Craig Mokhiber writes in Mondoweiss on 29 September 2024:
On Wednesday September 18, a world that has stumbled to find its voice through eleven months of genocide in Palestine, finally spoke.
The General Assembly of the United Nations, a body unconstrained by the U.S. veto, and in which all countries have a seat, overwhelmingly endorsed the findings of the International Court of Justice (ICJ), and declared that the occupation of East Jerusalem, the West Bank, and Gaza is unlawful and must end entirely, that every soldier and settler must be removed, that the apartheid wall must be dismantled, relevant laws repealed, that Palestinians must be compensated and allowed to return home, and that Israeli-imposed racial segregation and apartheid in Palestine must cease.
And it declared that Israel must immediately comply with the provisional measures of the ICJ issued by the court in the genocide case brought against Israel by South Africa.
Despite intense U.S. and other Western efforts to derail the resolution, the vote was not even close. 124 countries voted in favor (two-thirds of the world), while only 14 voted against, including the United States, Israel, and a few right-wing regimes and pacific dependencies of the U.S.. The votes in favor included Western countries like Spain, Belgium, Ireland, and Iceland, as well as U.S. ally Japan, P5 powers China and Russia, and almost the entire global South. Several European states abstained.
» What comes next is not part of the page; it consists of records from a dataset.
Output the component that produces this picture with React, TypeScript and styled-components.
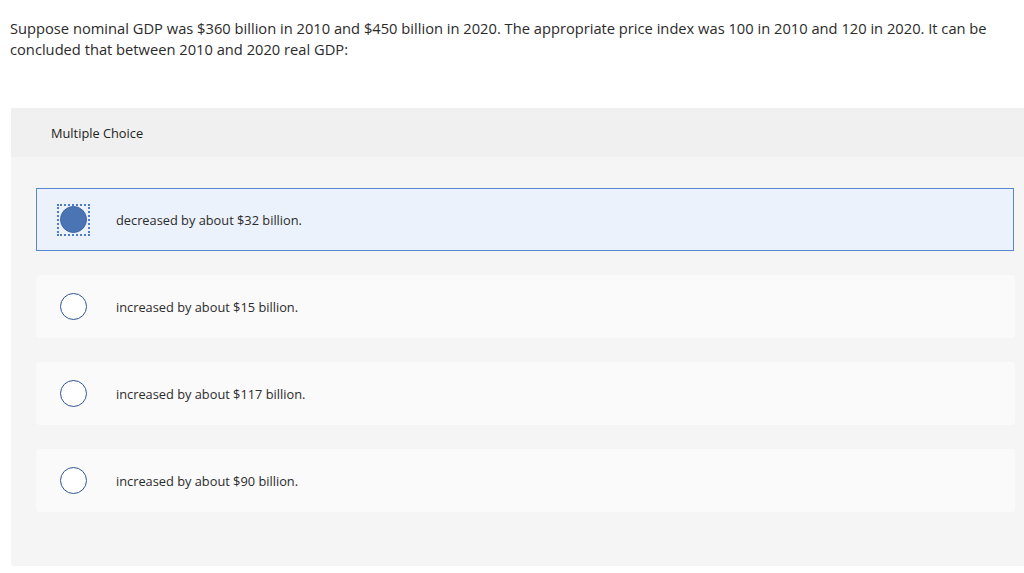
import React, { useState } from "react";
import styled, { createGlobalStyle } from "styled-components";

const GlobalStyle = createGlobalStyle`
  html, body {
    margin: 0;
    padding: 0;
    background: #ffffff;
    overflow: hidden;
  }
  body {
    font-family: "Open Sans", "Liberation Sans", Arial, sans-serif;
    color: #2b2b2b;
  }
`;

const choices = [
  "decreased by about $32 billion.",
  "increased by about $15 billion.",
  "increased by about $117 billion.",
  "increased by about $90 billion.",
];

function App() {
  const [selected, setSelected] = useState(0);

  return (
    <Page>
      <GlobalStyle />
      <Question>
        Suppose nominal GDP was $360 billion in 2010 and $450 billion in 2020.
        The appropriate price index was 100 in 2010 and 120 in 2020. It can be
        concluded that between 2010 and 2020 real GDP:
      </Question>
      <Panel>
        <PanelHeader>Multiple Choice</PanelHeader>
        <ChoiceList>
          {choices.map((text, i) => (
            <Choice
              key={text}
              $active={selected === i}
              onClick={() => setSelected(i)}
            >
              <RadioWrap $focused={selected === i}>
                <Radio $checked={selected === i} />
              </RadioWrap>
              <ChoiceText>{text}</ChoiceText>
            </Choice>
          ))}
        </ChoiceList>
      </Panel>
    </Page>
  );
}

export default App;

const Page = styled.div`
  padding: 18px 0 0 10px;
`;

const Question = styled.p`
  margin: 0;
  width: 1005px;
  font-size: 14.7px;
  line-height: 21px;
  color: #2b2b2b;
`;

const Panel = styled.div`
  margin: 48px 0 0 1px;
  background: #f5f5f5;
  border-radius: 0 0 0 3px;
`;

const PanelHeader = styled.div`
  height: 49px;
  display: flex;
  align-items: center;
  padding-left: 40px;
  background: #f0f0f0;
  font-size: 12.8px;
  color: #222;
`;

const ChoiceList = styled.div`
  display: flex;
  flex-direction: column;
  gap: 24px;
  padding: 31px 0 54px 25px;
`;

const Choice = styled.div<{ $active: boolean }>`
  width: ${(p) => (p.$active ? "978px" : "979px")};
  height: 63px;
  box-sizing: border-box;
  display: flex;
  align-items: center;
  padding-left: 24px;
  border-radius: ${(p) => (p.$active ? "0" : "3px")};
  cursor: pointer;
  background: ${(p) => (p.$active ? "#ebf2fb" : "#fafafa")};
  border: 1px solid ${(p) => (p.$active ? "#5687d0" : "#fafafa")};
`;

const RadioWrap = styled.div<{ $focused: boolean }>`
  width: 33px;
  height: 32px;
  box-sizing: border-box;
  margin-left: -4px;
  display: flex;
  align-items: center;
  justify-content: center;
  border: 2px dotted ${(p) => (p.$focused ? "#4f7cc4" : "transparent")};
`;

const Radio = styled.span<{ $checked: boolean }>`
  display: block;
  width: 27px;
  height: 27px;
  box-sizing: border-box;
  border-radius: 50%;
  border: 1px solid ${(p) => (p.$checked ? "#3b64a6" : "#2f5597")};
  background: ${(p) => (p.$checked ? "#4a74b4" : "#ffffff")};
`;

const ChoiceText = styled.span`
  margin-left: 26px;
  font-size: 12.8px;
  color: #2b2b2b;
`;
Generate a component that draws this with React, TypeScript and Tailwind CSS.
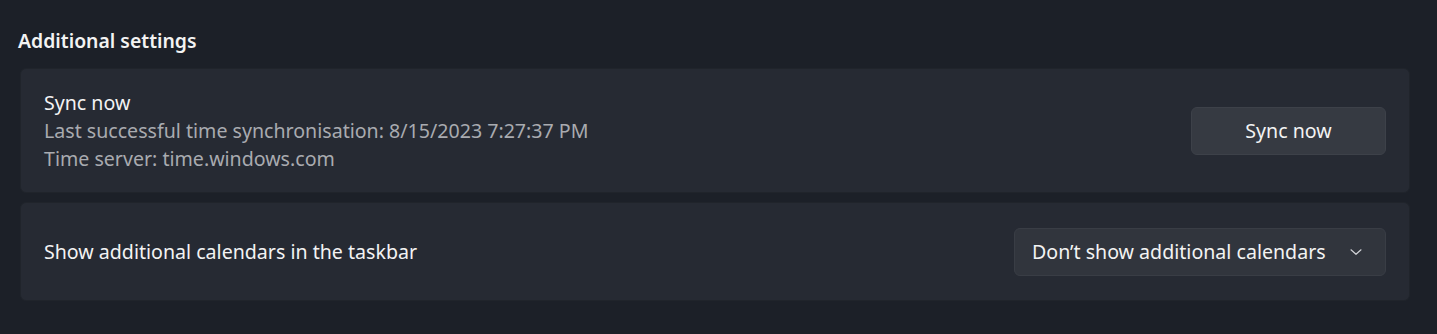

When the votes were counted, there was a sense that the UN had, at least for a moment, regained its soul. Conscious of the historic nature of the moment, the Assembly broke into applause. As the gavel came down, delegations celebrated in the aisles and lined up to shake the hand of the Palestinian ambassador.
And historic it was. After a three-decade detour during which U.S. pressure and the Oslo smokescreen diverted the world’s attention while Israel’s repression and dispossession of the indigenous Palestinian people were expedited, the resolution returned the UN to its mandated focus on freedom, on human rights, on equality and on the protections of international law for Palestine.